“Love and Basketball” is a movie about love and basketball — specifically, the idea that the former might be more important than the latter, but that maybe they can intermesh.
In 1981 suburban Los Angeles, 11-year-old Monica Wright (Kyla Pratt) and her family move into an affluent neighborhood where lives young Quincy McCall (Glenndon Chatman) and his family.
Basketball is all Quincy and his friends care about, and Quincy is surprised to learn that Monica is just as good at it as they are — much to the chagrin of her mother (Alfre Woodard), who wishes her daughter wouldn’t be such a tomboy. Quincy’s dad, Zeke (Dennis Haysbert), an NBA player, is proud of his son’s talents, but wants him to focus on getting an education rather than following in his exact footsteps.
Quincy and Monica develop a childhood crush for each other, which dissipates over time. By high school, the two (now played by Omar Epps and Sanaa Lathan) are still friends, but have other romantic interests. Both are basketball stars, though, and both wind up playing for USC, where their romantic relationship blossoms and withers, in the midst of basketball-related trials.
The film is marked by good performances across the board. Woodard’s role as Monica’s mother goes largely unnoticed until near the end of the film, when the two have a strikingly poignant scene that addresses gender roles and family values. Woodard is an asset in any film, and this one is no exception.
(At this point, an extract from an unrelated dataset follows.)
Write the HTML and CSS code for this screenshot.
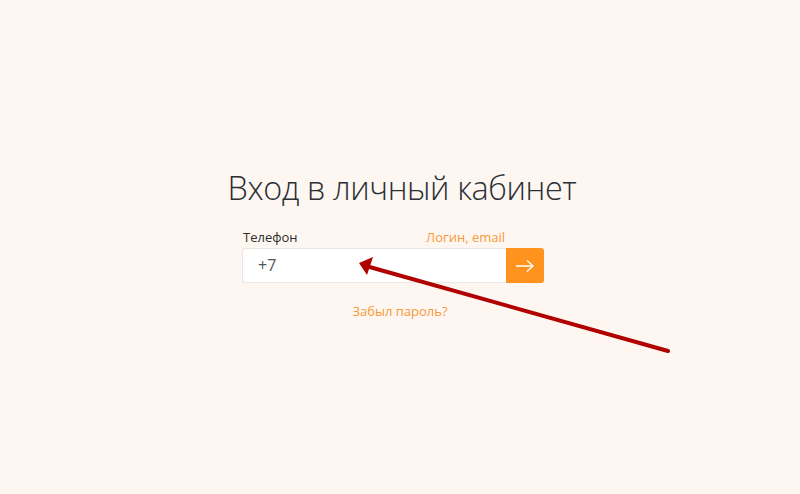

Epps and Latham have a certain chemistry as Quincy and Monica, and they do a lot toward making the film enjoyable. Despite their best efforts, though, “Love and Basketball” wears out its welcome. The opening scenes with the youngsters are cute, the first scenes with them in high school are engaging … and after that, it turns into a stale soap opera, certain to induce seat-squirming in even the most attentive viewers. (If ever there was a 2-hour film that didn’t need to be 2 hours long, this is it.) Love eventually wins, right at the buzzer, but the overall impact is not particularly strong, because we already knew that basketball was just a game and that love was more important. Seeing the characters get a grip on that makes for a film that is watchable, but not terribly meaningful.